An appeal has been filed challenging a judge's ruling that errors with new city of Lafayette and parish of Lafayette council districts can be corrected with a City-Parish Council ordinance.

Lafayette attorney Lane Roy, representing businessman and potential candidate Keith Kishbaugh, filed a motion for appeal Tuesday afternoon. He had been waiting for 15th Judicial District Judge John Trahan to sign the official judgment, which he did Monday.


Lafayette City Hall is pictured Tuesday, August 28, 2018, in Lafayette, La.

The appeal would be heard by the Third Circuit Court of Appeal in Lake Charles. Trahan said he contacted the appeal court asking that the appeal be expedited because candidates who want to run for one of the new city or parish council seats must qualify between Aug. 6 and 8. The election is Oct. 12.

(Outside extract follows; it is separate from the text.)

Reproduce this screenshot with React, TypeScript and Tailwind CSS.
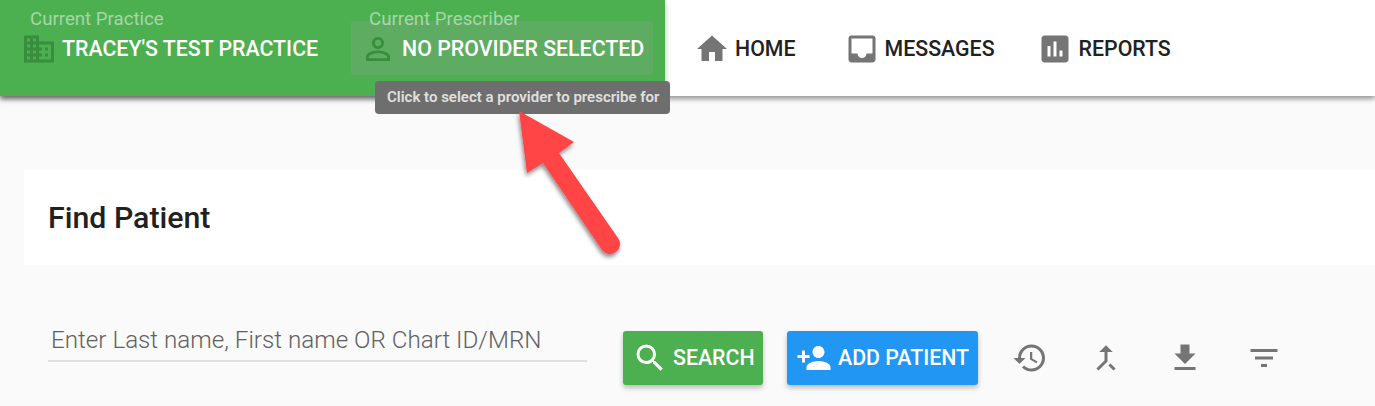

Clerk of Court Louis Perret has said the matter must be settled by the end of qualifying Aug. 8 for the election to move forward.

Kishbaugh sued to stop Lafayette Consolidated Government and election officials from implementing changes to the new city and parish council districts outlined in a March City-Parish Council ordinance.

Voters approved a home rule charter amendment Dec. 8, 2018, replacing the nine-member City-Parish Council with a five-person city council and a five-person parish council. It would be the first major change since the home rule charter was approved in 1992 creating LCG and the nine-person combined council.

About 10 days after the Dec. 8 election, the registrar of voters noticed descriptions of the new districts don't match maps of the new districts. The City-Parish Council, on advice of its attorneys, adopted an ordinance in March correcting the errors. The Louisiana Attorney General's Office opined that, because the charter lists precincts by district, the corrections had to go to another public vote.

Kishbaugh sued in April to stop implementation of the changes by ordinance. Louisiana Secretary of State Kyle Ardoin, represented by the Attorney General's Office, intervened in the lawsuit. Six of 330 city of Lafayette residents left out of the city council district descriptions also intervened in support of the council's ordinance.

Trahan ruled May 8 in favor of the council. If the appeal court overturns Trahan's decision, it may be appealed to the state supreme court. If the ultimate decision is voters must weigh in on the district boundary changes, that election would probably take place Oct. 12 and the election of new city and parish council members could not be held in October.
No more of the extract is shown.